11 dead in Chicago holiday weekend carnage

30 May, 2023 21:05 / Updated 1 year ago
At least 58 people, including two toddlers, were shot in the city over a three-day period

Another holiday weekend has turned deadly in Chicago, with 58 people being shot and 11 killed in the city’s latest sustained outbreak of gun violence. The victims included two toddlers who were injured when firearms went off in their homes.

The shootings all occurred between 6 p.m. on Friday and 11:59 p.m. on Monday, and the victims ranged in age from two years old to 77, according to city police. The mayhem reportedly marked Chicago’s deadliest Memorial Day weekend in eight years and came on the first holiday since Mayor Brandon Johnson took office earlier this month.

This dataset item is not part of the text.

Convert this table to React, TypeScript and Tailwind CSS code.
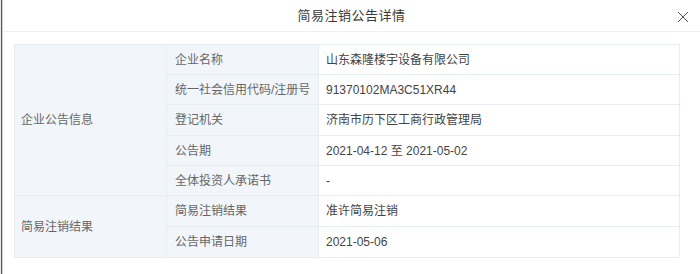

The violence was not limited to shootings. A woman was found stabbed to death early Saturday morning in an alley less than two blocks from Johnson’s home in the city’s Austin neighborhood. A 36-year-old man was shot and wounded about five blocks from the mayor’s home on Monday evening. Both of the shootings involving two-year-olds occurred on Sunday evening.

Many of the victims, including 34-year-old William Hair, were merely standing on a sidewalk when their assailants drove up and shot them. “Three blocks from his home, a car pulled up,” Matthew Hair, the man’s brother, told Chicago’s NBC News affiliate. “There were two gunshots, one from each person. They did not ask for money. They did not ask for anything. They shot at him for no reason.”

No suspects have been arrested. Shootings across the US left at least 16 dead and dozens injured over the holiday weekend. Nine people were wounded when an altercation between two groups in Hollywood, Florida, erupted into gunfire along a crowded beach boardwalk on Monday evening.

Holiday weekends in Chicago are often plagued by gun violence. For instance, over 100 people were shot, 18 fatally, during 69 separate incidents on the July 4 weekend in 2021. Last year’s Memorial Day weekend left nine shooting victims dead and 42 injured in the city. 

Johnson, a former teacher and union organizer, once called for redirecting money “from the failed and racist systems of policing, criminalization and incarceration.” However, even as he has advocated a more “holistic” approach to public safety, he has not sought to defund the police. In fact, he plans to hire 200 additional detectives to help solve more crimes.

The new mayor announced a safety plan last week to prevent violence over the holiday weekend. His strategy included canceling days off for police to boost staffing and employing dozens of yellow-vested “peacekeepers” to patrol the streets. Police ordered bag checks at local beaches.

Asked about the shootings, Johnson reportedly suggested that socioeconomic factors were to blame: “Poverty didn’t go away over the weekend. Like we understand that when communities have been disinvested in and traumatized, you are going to see the manifestation of that trauma.”